Otter.ai for nonprofits capturing meeting notes and action items

How Nonprofits Use Otter.ai for Meeting Notes, Action Items, and Reports

May 01, 20254 min read

For many nonprofits, time is the tightest resource.

Otter.ai is often treated as “just transcription”, but used well it becomes a simple way to capture decisions, preserve team knowledge, and reduce the admin load that slows everything down.

Below are five practical ways nonprofits can use Otter.ai, followed by FAQs you can add to the bottom of the post.

1) Turn volunteer conversations into training material you can reuse

Instead of spending months writing manuals from scratch, record short conversations between experienced volunteers and new starters, then transcribe them.

These real conversations tend to capture the practical details that rarely make it into formal documentation, like what to do when something goes wrong, how to handle common scenarios, and how the team actually works day to day.

You can turn transcripts into:

  • onboarding FAQs

  • role checklists

  • peer-led training guides

  • scenario scripts for new volunteers

Tip: keep recordings short. Ten minutes per topic is easier to review and far more likely to be reused.

2) Capture meeting decisions and action items without losing momentum

Board meetings, committee meetings, and program huddles move fast.

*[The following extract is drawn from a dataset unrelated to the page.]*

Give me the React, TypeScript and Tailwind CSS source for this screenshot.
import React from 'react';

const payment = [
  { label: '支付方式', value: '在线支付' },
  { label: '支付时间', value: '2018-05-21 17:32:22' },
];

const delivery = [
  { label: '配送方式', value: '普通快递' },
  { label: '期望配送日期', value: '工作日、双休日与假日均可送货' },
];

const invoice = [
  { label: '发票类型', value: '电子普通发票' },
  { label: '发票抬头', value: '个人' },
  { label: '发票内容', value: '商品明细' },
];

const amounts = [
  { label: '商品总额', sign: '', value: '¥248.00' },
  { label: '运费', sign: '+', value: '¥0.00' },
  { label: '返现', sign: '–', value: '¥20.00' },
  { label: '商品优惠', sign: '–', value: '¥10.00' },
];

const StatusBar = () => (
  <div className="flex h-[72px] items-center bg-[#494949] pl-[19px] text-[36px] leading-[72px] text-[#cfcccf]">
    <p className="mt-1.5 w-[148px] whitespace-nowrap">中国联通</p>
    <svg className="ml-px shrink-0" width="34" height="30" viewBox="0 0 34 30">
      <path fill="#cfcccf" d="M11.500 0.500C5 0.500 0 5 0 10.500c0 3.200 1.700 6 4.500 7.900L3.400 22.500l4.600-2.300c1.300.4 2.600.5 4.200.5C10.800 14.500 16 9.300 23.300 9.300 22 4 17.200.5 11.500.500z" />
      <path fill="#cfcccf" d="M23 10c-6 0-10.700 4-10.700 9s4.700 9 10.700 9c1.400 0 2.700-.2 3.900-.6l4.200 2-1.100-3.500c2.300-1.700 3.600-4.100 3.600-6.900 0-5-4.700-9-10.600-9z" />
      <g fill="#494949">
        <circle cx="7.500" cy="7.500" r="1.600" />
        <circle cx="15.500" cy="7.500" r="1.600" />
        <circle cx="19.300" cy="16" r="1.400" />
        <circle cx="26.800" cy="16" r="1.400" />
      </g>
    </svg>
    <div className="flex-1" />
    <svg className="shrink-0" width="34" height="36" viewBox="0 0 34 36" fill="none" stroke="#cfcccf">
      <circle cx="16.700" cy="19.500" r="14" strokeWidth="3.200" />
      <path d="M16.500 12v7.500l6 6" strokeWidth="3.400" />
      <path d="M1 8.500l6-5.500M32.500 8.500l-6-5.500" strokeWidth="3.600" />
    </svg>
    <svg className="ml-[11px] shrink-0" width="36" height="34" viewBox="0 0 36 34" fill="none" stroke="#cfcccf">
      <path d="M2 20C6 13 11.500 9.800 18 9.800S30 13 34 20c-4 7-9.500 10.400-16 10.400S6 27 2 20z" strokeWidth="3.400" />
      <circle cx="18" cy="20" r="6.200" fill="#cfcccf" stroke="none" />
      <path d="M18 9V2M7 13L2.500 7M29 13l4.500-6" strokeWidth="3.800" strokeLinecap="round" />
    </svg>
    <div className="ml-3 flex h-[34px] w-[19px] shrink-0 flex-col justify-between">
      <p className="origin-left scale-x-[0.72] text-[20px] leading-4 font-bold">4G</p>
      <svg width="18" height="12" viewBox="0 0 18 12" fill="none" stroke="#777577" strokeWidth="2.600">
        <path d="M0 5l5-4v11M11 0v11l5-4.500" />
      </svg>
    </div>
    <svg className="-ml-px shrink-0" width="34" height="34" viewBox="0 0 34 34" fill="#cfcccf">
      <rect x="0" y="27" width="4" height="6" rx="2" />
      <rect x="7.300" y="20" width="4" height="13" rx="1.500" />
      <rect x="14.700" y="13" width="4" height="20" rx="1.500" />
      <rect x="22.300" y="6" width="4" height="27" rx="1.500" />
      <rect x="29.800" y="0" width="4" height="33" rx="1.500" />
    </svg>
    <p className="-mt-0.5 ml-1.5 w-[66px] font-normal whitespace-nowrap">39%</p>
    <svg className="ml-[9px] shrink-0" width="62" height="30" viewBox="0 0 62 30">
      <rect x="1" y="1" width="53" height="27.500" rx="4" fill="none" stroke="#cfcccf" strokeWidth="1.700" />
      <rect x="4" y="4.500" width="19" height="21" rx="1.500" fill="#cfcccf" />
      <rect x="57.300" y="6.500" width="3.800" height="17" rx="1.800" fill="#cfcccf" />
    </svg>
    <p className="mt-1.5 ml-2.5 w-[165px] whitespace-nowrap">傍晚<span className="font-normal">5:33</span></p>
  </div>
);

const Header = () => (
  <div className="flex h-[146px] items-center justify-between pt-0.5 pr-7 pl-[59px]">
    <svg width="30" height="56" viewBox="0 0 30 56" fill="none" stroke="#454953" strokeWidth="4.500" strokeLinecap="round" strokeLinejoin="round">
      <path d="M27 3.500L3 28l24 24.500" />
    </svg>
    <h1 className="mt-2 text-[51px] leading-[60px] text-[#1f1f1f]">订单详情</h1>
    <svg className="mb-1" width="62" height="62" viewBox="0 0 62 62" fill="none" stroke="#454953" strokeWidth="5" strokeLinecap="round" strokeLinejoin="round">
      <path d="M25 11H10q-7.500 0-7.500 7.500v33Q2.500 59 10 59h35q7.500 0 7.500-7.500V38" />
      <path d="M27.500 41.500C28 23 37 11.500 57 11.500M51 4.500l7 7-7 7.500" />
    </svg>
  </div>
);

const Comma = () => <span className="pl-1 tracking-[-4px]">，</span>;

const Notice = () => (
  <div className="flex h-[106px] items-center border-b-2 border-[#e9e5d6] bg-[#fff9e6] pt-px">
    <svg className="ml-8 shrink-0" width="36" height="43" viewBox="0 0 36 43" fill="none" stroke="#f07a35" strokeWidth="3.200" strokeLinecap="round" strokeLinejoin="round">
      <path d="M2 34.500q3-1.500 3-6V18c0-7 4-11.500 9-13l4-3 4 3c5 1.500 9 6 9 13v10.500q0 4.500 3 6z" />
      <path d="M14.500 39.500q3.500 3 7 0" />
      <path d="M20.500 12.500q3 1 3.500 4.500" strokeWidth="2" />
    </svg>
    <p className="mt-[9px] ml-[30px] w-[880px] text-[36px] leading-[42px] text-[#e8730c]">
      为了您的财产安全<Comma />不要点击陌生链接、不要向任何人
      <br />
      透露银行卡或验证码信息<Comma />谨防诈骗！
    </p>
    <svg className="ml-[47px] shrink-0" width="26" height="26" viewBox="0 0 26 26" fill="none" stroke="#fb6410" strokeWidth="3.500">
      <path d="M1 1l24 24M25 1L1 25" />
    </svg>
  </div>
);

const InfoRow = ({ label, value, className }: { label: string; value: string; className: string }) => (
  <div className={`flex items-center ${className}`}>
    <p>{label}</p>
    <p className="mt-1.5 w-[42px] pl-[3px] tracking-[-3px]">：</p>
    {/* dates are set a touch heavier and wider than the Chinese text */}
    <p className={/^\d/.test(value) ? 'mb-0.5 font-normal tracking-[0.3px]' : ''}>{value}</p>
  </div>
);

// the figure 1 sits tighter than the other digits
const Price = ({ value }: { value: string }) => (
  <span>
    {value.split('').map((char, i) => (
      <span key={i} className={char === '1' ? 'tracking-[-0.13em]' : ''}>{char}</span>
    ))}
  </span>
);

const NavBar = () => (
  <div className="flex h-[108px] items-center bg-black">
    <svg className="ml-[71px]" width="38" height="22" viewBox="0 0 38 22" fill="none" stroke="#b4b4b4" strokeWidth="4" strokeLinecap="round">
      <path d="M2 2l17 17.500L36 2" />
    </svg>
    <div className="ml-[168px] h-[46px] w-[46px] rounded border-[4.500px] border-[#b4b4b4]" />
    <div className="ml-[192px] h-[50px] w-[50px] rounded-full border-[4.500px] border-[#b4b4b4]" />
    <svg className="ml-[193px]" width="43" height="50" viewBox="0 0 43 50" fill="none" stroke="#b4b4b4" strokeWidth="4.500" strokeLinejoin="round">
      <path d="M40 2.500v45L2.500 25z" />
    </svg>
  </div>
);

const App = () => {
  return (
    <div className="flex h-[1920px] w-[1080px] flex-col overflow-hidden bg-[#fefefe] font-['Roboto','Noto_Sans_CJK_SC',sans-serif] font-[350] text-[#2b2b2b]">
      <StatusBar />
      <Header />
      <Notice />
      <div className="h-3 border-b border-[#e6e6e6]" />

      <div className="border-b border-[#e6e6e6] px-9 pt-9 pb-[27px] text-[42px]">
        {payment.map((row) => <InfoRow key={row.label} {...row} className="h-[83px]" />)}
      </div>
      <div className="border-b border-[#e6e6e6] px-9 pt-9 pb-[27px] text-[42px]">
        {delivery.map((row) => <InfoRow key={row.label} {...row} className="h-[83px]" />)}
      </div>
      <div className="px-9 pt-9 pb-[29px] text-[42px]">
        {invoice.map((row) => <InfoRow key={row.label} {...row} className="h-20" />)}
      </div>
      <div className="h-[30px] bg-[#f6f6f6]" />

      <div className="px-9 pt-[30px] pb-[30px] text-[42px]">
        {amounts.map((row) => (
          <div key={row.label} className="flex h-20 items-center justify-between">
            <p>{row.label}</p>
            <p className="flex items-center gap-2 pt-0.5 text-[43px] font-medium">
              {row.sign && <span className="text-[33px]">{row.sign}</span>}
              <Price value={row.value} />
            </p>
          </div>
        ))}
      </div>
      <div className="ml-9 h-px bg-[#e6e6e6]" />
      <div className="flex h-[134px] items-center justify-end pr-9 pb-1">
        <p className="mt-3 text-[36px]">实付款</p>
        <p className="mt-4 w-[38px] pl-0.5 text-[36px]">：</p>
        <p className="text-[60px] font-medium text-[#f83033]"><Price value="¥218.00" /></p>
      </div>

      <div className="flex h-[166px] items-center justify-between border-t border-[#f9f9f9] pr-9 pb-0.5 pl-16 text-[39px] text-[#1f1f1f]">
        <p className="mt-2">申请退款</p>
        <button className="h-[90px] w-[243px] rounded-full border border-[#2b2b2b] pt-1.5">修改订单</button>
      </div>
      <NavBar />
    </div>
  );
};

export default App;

When notes rely on memory or scattered scribbles, action items get missed.

A simple workflow:

  • record the meeting

  • confirm key decisions out loud as they happen

  • state the owner and due date out loud

  • after the meeting, review the transcript and write a short action list

This turns “we talked about it” into “we agreed on it”.

3) Build a bank of report-ready stories and quotes

Reports and funding applications need more than numbers. They need real examples and short stories that show what changed.

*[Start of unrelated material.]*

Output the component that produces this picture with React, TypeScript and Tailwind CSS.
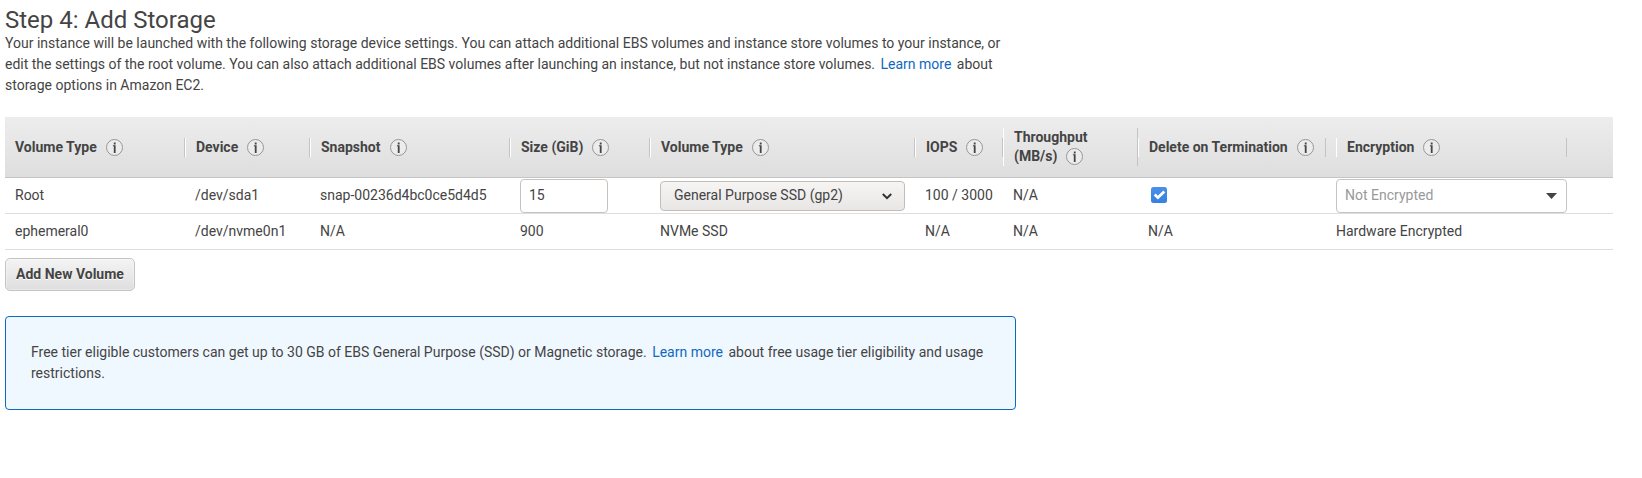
const grid =
  "grid grid-cols-[180px_125px_200px_140px_265px_88px_135px_188px_280px]";

function Info() {
  return (
    <svg className="inline-block size-[17px] shrink-0" viewBox="0 0 17 17" fill="none">
      <circle cx="8.5" cy="8.5" r="8" stroke="#969696" fill="#ececec" />
      <path d="M7.8 3.6h1.8v1.9H7.8zM6.9 6.3h2.7v7.6H7.8V7.2h-.9z" fill="#444" />
    </svg>
  );
}

function Divider() {
  return (
    <span className="mr-[9px] flex h-[19px]">
      <span className="w-px bg-[#c4c4c4]" />
      <span className="w-px bg-white" />
    </span>
  );
}

function Label({ text }: { text: string }) {
  return (
    <div className="flex items-center gap-[9px]">
      <span>{text}</span>
      <Info />
    </div>
  );
}

function Head({ text }: { text: string }) {
  return (
    <div className="flex items-center justify-between pl-px pt-px">
      <Label text={text} />
      <Divider />
    </div>
  );
}

function Learn() {
  return <a className="mx-[2px] text-[#1068c0]">Learn more</a>;
}

export default function App() {
  return (
    <main className="h-[478px] w-[1642px] overflow-hidden bg-white pl-[5px] pt-[5px] font-['Roboto',sans-serif] text-[14px] leading-[21px] text-[#444]">
      <h1 className="h-[28px] text-[24px] leading-[30px]">Step 4: Add Storage</h1>
      <p className="h-[84px] w-[1011px]">
        Your instance will be launched with the following storage device settings. You can attach additional EBS volumes and instance store volumes to your instance, or edit the settings of the root volume. You can also attach additional EBS volumes after launching an instance, but not instance store volumes. <Learn /> about storage options in Amazon EC2.
      </p>

      <section className="w-[1608px]">
        <div className={`${grid} h-[61px] border-b border-[#c4c4c4] bg-linear-to-b from-[#ededed] to-[#dedede] pl-[10px] font-bold`}>
          <div className="flex items-center justify-between pt-px">
            <Label text="Volume Type" />
            <Divider />
          </div>
          <Head text="Device" />
          <Head text="Snapshot" />
          <Head text="Size (GiB)" />
          <Head text="Volume Type" />
          <div className="flex items-center justify-between pl-px pt-px">
            <Label text="IOPS" />
            <div className="-mt-px mr-[9px] flex h-[38px]">
              <span className="mt-[10px] h-[19px] w-px bg-[#c4c4c4]" />
              <span className="w-px bg-white" />
            </div>
          </div>
          <div className="flex items-center justify-between pl-px pt-px">
            <div className="-mt-px leading-[19px]">
              <div>Throughput</div>
              <Label text="(MB/s)" />
            </div>
            <div className="-mt-px mr-[9px] flex h-[38px]">
              <span className="w-px bg-[#c4c4c4]" />
              <span className="mt-[10px] h-[19px] w-px bg-white" />
            </div>
          </div>
          <div className="flex items-center justify-between pl-px pr-[10px] pt-px">
            <Label text="Delete on Termination" />
            <span className="h-[19px] w-px bg-[#c4c4c4]" />
          </div>
          <div className="flex w-[231px] items-center justify-between pt-px">
            <div className="flex items-center gap-[10px]">
              <span className="h-[19px] w-px bg-white" />
              <Label text="Encryption" />
            </div>
            <span className="h-[19px] w-px bg-[#c4c4c4]" />
          </div>
        </div>

        <div className={`${grid} h-[36px] items-center border-b border-[#dedede] pl-[10px]`}>
          <span>Root</span>
          <span>/dev/sda1</span>
          <span>snap-00236d4bc0ce5d4d5</span>
          <div className="mt-px flex h-[34px] w-[88px] items-center rounded-[4px] border border-[#c8c2bd] bg-white pb-px pl-[8px]">15</div>
          <div className="mt-px flex h-[30px] w-[245px] items-center justify-between rounded-[4px] border border-[#c3bdb8] bg-linear-to-b from-[#f6f5f4] to-[#e9e7e5] pl-[13px] pr-[12px]">
            <span className="-mt-px">General Purpose SSD (gp2)</span>
            <svg width="10" height="7" viewBox="0 0 10 7" fill="none"><path d="M.8 1 5 5.2 9.2 1" stroke="#2e3436" strokeWidth="2" /></svg>
          </div>
          <span>100 / 3000</span>
          <span>N/A</span>
          <svg className="-mt-px ml-[3px] size-4" viewBox="0 0 16 16">
            <defs>
              <linearGradient id="check" x1="0" y1="0" x2="0" y2="1">
                <stop stopColor="#4a90e8" />
                <stop offset="1" stopColor="#3581e2" />
              </linearGradient>
            </defs>
            <rect width="16" height="16" rx="2.5" fill="url(#check)" />
            <path d="M3.7 7.5 6.9 10.6 13.3 4.6" fill="none" stroke="#fff" strokeWidth="2.7" />
          </svg>
          <div className="mt-px flex h-[34px] w-[231px] items-center justify-between rounded-[4px] border border-[#c4c4c4] pl-[8px] pr-[9px] text-[#999]">
            <span className="-mt-px">Not Encrypted</span>
            <svg width="11" height="6" viewBox="0 0 11 6"><path d="M0 0h11L5.5 6z" fill="#444" /></svg>
          </div>
        </div>

        <div className={`${grid} h-[36px] items-center border-b border-[#dedede] pl-[10px]`}>
          <span>ephemeral0</span>
          <span>/dev/nvme0n1</span>
          <span>N/A</span>
          <span>900</span>
          <span>NVMe SSD</span>
          <span>N/A</span>
          <span>N/A</span>
          <span>N/A</span>
          <span>Hardware Encrypted</span>
        </div>
      </section>

      <button className="mt-[8px] block h-[33px] w-[130px] rounded-[5px] border border-[#c4c4c4] bg-linear-to-b from-[#f4f4f4] to-[#dedede] text-center font-bold shadow-[inset_0_0_0_1px_rgba(255,255,255,0.3)] [text-shadow:0_1px_0_#fff]">
        Add New Volume
      </button>

      <aside className="mt-[25px] h-[94px] w-[1011px] rounded-[4px] border border-[#1068c0] bg-[#f0f8ff] px-[25px] pt-[25px]">
        Free tier eligible customers can get up to 30 GB of EBS General Purpose (SSD) or Magnetic storage. <Learn /> about free usage tier eligibility and usage restrictions.
      </aside>
    </main>
  );
}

Instead of scrambling at the end of the year, record short debriefs after projects or events and transcribe them while details are fresh.

Store them by:

  • program or project name

  • location

  • audience group

  • theme (youth, sport, wellbeing, education)

Later, you can pull quotes and examples quickly without chasing people for “one more story”.

4) Document consultations and workshops with less admin

Community workshops and consultations can generate valuable insight, but it is hard to capture everything while also facilitating.

Using transcription means you can:

  • summarise themes accurately

  • reflect back what you heard

  • reduce disagreements about what was said

  • create cleaner documentation for your team

Good practice:

  • get consent at the start

  • explain how notes will be used

  • avoid recording sensitive details unless you have a safe handling process

5) Make annual report writing easier through monthly reflection notes

Annual reports become painful when you leave everything until the end.

A lighter approach is to record a short monthly reflection with program leads or coordinators and transcribe it.

Over a year, you build a usable library of:

  • milestones and outcomes

  • changes made and why

  • risks or issues that came up

  • short stories that show impact

Even if you only do this for ten minutes a month, it dramatically reduces end-of-year stress.

A simple setup checklist for nonprofit teams

Before rolling it out, decide:

  • what you will record (and what you will not)

  • who can access transcripts

  • how files are named and stored

  • how action items are assigned and checked weekly

  • how you handle privacy for participants and volunteers

This takes a short planning session and prevents confusion later.

Frequently asked questions

Is Otter.ai useful for small nonprofits?

Yes. If you run meetings, training, consultations, or debriefs, transcription can reduce note-taking admin and improve follow-through.

Can Otter.ai help track action items from meetings?

It can help you capture what was agreed, who owns the next step, and when it is due. The key is to say owners and dates clearly during the meeting, then confirm them in the recap.

How do we improve transcription accuracy for names and local terms?

Speak names clearly, use consistent wording, and repeat key terms when needed. If your tool allows custom vocabulary, add common names and program terms.

Should we record community workshops and consultations?

Only with clear consent and a plan for privacy. If you record, be explicit about what will be captured, who will access it, and how long it will be stored.

What is the best first use case to start with?

Start with your regular program or committee meetings. You will see immediate value through clearer decisions, cleaner minutes, and faster follow-up.

What should we avoid recording?

Anything involving sensitive personal information, confidential cases, or content you are not authorised to store. When in doubt, do not record, or capture a written summary instead.